日食到來之時,一戰已經結束。英國人實際上為那次日食組織了兩個觀測遠征隊,一隊到巴西北部的索布拉爾(Sobral);另一隊到非洲幾內亞海灣的普林西比島(Principe)。愛丁頓參加了後一隊,但他的運氣比較差,普林西比當時原本處在比較乾旱的季節,但在日食發生的那天上午下起了暴雨,後來只是在雲縫裡拍攝了幾張食甚時候的星空照片。1919年11月兩支觀測隊的結果被歸算出來:索布拉爾觀測隊的結果是1.98″±0.12″;普林西比隊的結果是1.61″±0.30″。1919年11月6日,英國人宣布光線按照愛因斯坦所預言的方式發生偏折。
當時的媒體對這一結果做出了劇烈的反應。第二天,歷來謹慎的英國《泰晤士報》赫然出現醒目的標題文章:「科學中的革命」,兩個副標題是「宇宙新理論」、「牛頓觀念的破產」。1919年12月14日《柏林畫報》周刊的封面刊登了愛因斯坦的照片,並配上這樣的標題說明:「世界歷史上的一個新偉人:阿爾伯特·愛因斯坦,他的研究標誌著我們自然觀念的一次全新革命,堪與哥白尼、開普勒、牛頓比肩。」
但在後來的專業研究人員看來,上面的這一宣布是草率的。兩支觀測隊歸算出來的最後結果受到了懷疑。天文學家們明白,在檢驗光線彎曲這樣一個複雜的觀測中,導致最後結果產生誤差的因素很多。在這一次觀測中,對晝夜溫差導致的底片熱脹冷縮、大氣擾動的模型變化、底片的成像質量等系統誤差因素考慮得不是很周到。
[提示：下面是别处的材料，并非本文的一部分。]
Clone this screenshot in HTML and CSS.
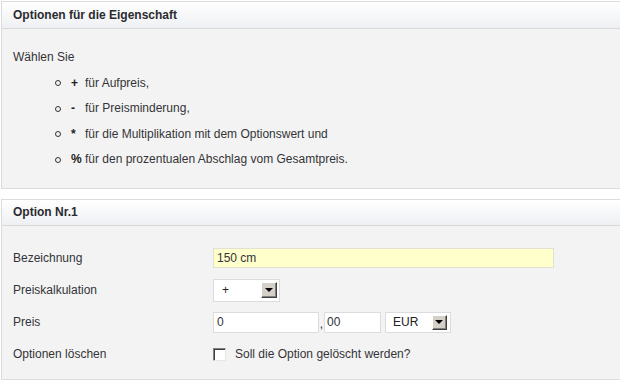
FILE: index.html
```html
<!DOCTYPE html>
<html lang="de">
<head>
<meta charset="utf-8">
<title>Optionen</title>
<link rel="stylesheet" href="styles.css">
</head>
<body>
<div class="panel panel-info">
  <div class="panel-head">Optionen für die Eigenschaft</div>
  <div class="panel-body info-body">
    <p class="intro">Wählen Sie</p>
    <ul class="signs">
      <li><span class="dot"></span><b class="sign">+</b>für Aufpreis,</li>
      <li><span class="dot"></span><b class="sign">-</b>für Preisminderung,</li>
      <li><span class="dot"></span><b class="sign">*</b>für die Multiplikation mit dem Optionswert und</li>
      <li><span class="dot"></span><b class="sign">%</b>für den prozentualen Abschlag vom Gesamtpreis.</li>
    </ul>
  </div>
</div>

<div class="panel panel-option">
  <div class="panel-head">Option Nr.1</div>
  <div class="panel-body form-body">
    <div class="row">
      <div class="lbl">Bezeichnung</div>
      <div class="field"><input class="txt txt-name" type="text" value="150 cm"></div>
    </div>
    <div class="row">
      <div class="lbl">Preiskalkulation</div>
      <div class="field">
        <div class="combo combo-calc"><span class="combo-val">+</span><span class="combo-btn"><span class="tri"></span></span></div>
      </div>
    </div>
    <div class="row">
      <div class="lbl">Preis</div>
      <div class="field">
        <input class="txt txt-euro" type="text" value="0"><span class="comma">,</span><input class="txt txt-cent" type="text" value="00">
        <div class="combo combo-cur"><span class="combo-val">EUR</span><span class="combo-btn"><span class="tri"></span></span></div>
      </div>
    </div>
    <div class="row">
      <div class="lbl">Optionen löschen</div>
      <div class="field"><span class="check"></span><span class="check-label">Soll die Option gelöscht werden?</span></div>
    </div>
  </div>
</div>
</body>
</html>
```

FILE: styles.css
```css
html, body {
  margin: 0;
  padding: 0;
  background: #ffffff;
}
body {
  font-family: "Liberation Sans", Arial, sans-serif;
  font-size: 12px;
  color: #333338;
  padding-top: 1px;
}
.panel {
  margin-left: 1px;
  border-top: 1px solid #dcdcdc;
  border-left: 1px solid #dcdcdc;
  border-bottom: 1px solid #dcdcdc;
}
.panel-option {
  margin-top: 10px;
}
.panel-head {
  font-weight: bold;
  padding-left: 11px;
  background: linear-gradient(#ffffff, #eef0f3);
  border-bottom: 1px solid #d8d8d8;
  color: #2b2b30;
}
.panel-info .panel-head {
  height: 26px;
  line-height: 26px;
}
.panel-option .panel-head {
  height: 25px;
  line-height: 25px;
}
.panel-body {
  background: #f3f3f3;
}
.info-body {
  height: 159px;
  box-sizing: border-box;
  padding: 16px 0 0 11px;
}
.intro {
  margin: 0;
  line-height: 25.5px;
}
.signs {
  list-style: none;
  margin: 0;
  padding: 0 0 0 42px;
}
.signs li {
  line-height: 25.5px;
  display: flex;
  align-items: center;
}
.dot {
  display: inline-block;
  width: 4px;
  height: 4px;
  border: 1px solid #333;
  border-radius: 50%;
  margin-right: 10px;
}
.sign {
  display: inline-block;
  width: 14px;
  font-weight: bold;
  color: #222;
}
.form-body {
  height: 153px;
  box-sizing: border-box;
  padding: 16px 0 0 11px;
}
.row {
  display: flex;
  align-items: center;
  height: 32px;
}
.lbl {
  width: 200px;
  flex: none;
}
.field {
  display: flex;
  align-items: center;
}
.txt {
  box-sizing: border-box;
  font-family: "Liberation Sans", Arial, sans-serif;
  font-size: 12px;
  color: #333338;
  border: 1px solid #dcdcdc;
  background: #ffffff;
  margin: 0;
  padding: 0 3px;
  height: 20px;
  outline: none;
}
.txt-name {
  width: 341px;
  background: #ffffcc;
  border-color: #e2e2d4;
}
.txt-euro {
  width: 106px;
  height: 21px;
}
.comma {
  width: 5px;
  text-align: center;
  padding-top: 3px;
}
.txt-cent {
  width: 57px;
  height: 21px;
  padding-left: 2px;
}
.combo {
  box-sizing: border-box;
  display: flex;
  align-items: center;
  justify-content: space-between;
  background: #ffffff;
  border: 1px solid #dcdcdc;
}
.combo-calc {
  width: 67px;
  height: 23px;
  padding: 0 2px 0 8px;
}
.combo-cur {
  width: 66px;
  height: 21px;
  margin-left: 4px;
  padding: 0 3px 0 7px;
}
.combo-val {
  color: #222;
}
.combo-btn {
  box-sizing: border-box;
  width: 16px;
  height: 16px;
  background: #d4d0c8;
  border-top: 1px solid #ffffff;
  border-left: 1px solid #ffffff;
  border-right: 1px solid #404040;
  border-bottom: 1px solid #404040;
  box-shadow: inset -1px -1px 0 #808080;
  display: flex;
  align-items: center;
  justify-content: center;
}
.combo-cur .combo-btn {
  width: 15px;
  height: 15px;
}
.tri {
  width: 0;
  height: 0;
  border-left: 4px solid transparent;
  border-right: 4px solid transparent;
  border-top: 4px solid #000;
  margin: 0 1px 1px 0;
}
.check {
  box-sizing: border-box;
  display: inline-block;
  width: 13px;
  height: 13px;
  background: #ffffff;
  border-top: 1px solid #808080;
  border-left: 1px solid #808080;
  border-right: 1px solid #e6e6e6;
  border-bottom: 1px solid #e6e6e6;
  box-shadow: inset 1px 1px 0 #404040;
  margin-right: 9px;
}
.check-label {
  color: #333338;
}
```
所以儘管在媒體和大眾眼中,愛因斯坦的廣義相對論已經獲得了驗證,但是在專業人員看來,廣義相對論還需要在未來的日食中進行更嚴格的檢驗。
後來1922年9月21日、1929年5月9日、1936年6月19日、1947年5月20日和1952年2月25日發生日全食時,各國天文學家都組織了檢驗光線彎曲的觀測,公布的結果與廣義相對論的預言有的符合較好,有的則不符合。
1973年6月30日發生的日全食與1919年5月29日和2009年7月22日的日全食都屬於編號為136的沙羅食系。該次全食帶橫貫非洲大陸,是20世紀全食時間第二長的日全食,並且發生日全食時太陽位於恆星最密集的銀河星空背景下,十分有利於對光線偏折進行檢驗。美國人在茅利塔尼亞的欣蓋提沙漠綠洲建造了專門用於觀測的絕熱小屋,並為提高觀測精度作了精心的準備,譬如把暗房和洗底片液保持在20°C、對整個儀器各個部分的溫度變化進行監控等等。在拍攝了日食照片後,觀測隊封存了小屋,用水泥封住瞭望遠鏡上的止動銷,到11月初再回去拍攝了比較底片。用精心設計的計算程序對所有的觀測量進行分析之後,得到太陽邊緣處星光的偏折是1.66″±0.18″。這一結果證實廣義相對論的預言比牛頓力學的預言更符合觀測。
被稱為「世紀日食」的2009年日全食帶來的狂歡早已塵埃落定。媒體很快就追逐起新的熱點。專業人員將會在日後漫長的日子裡去處理觀測數據並希望有所新發現。親身經歷了日全食奇觀的普通大眾則會在腦海里留下那難忘的一幕幕場景。如今人們對日食的敬畏感已經被科學消解殆盡,太陽大氣模型這類深奧的科學離開大眾又太遙遠。當大自然呈現出日全食這樣一個特殊天象時,媒體發掘出娛樂,商人看到了商機,大眾欣賞到奇觀,科學家抓住了難得的觀測機會,這些都未嘗不是一種可接受的方式,不算愧對了造物主給我們的禮物——畢竟這是一個多元的世界。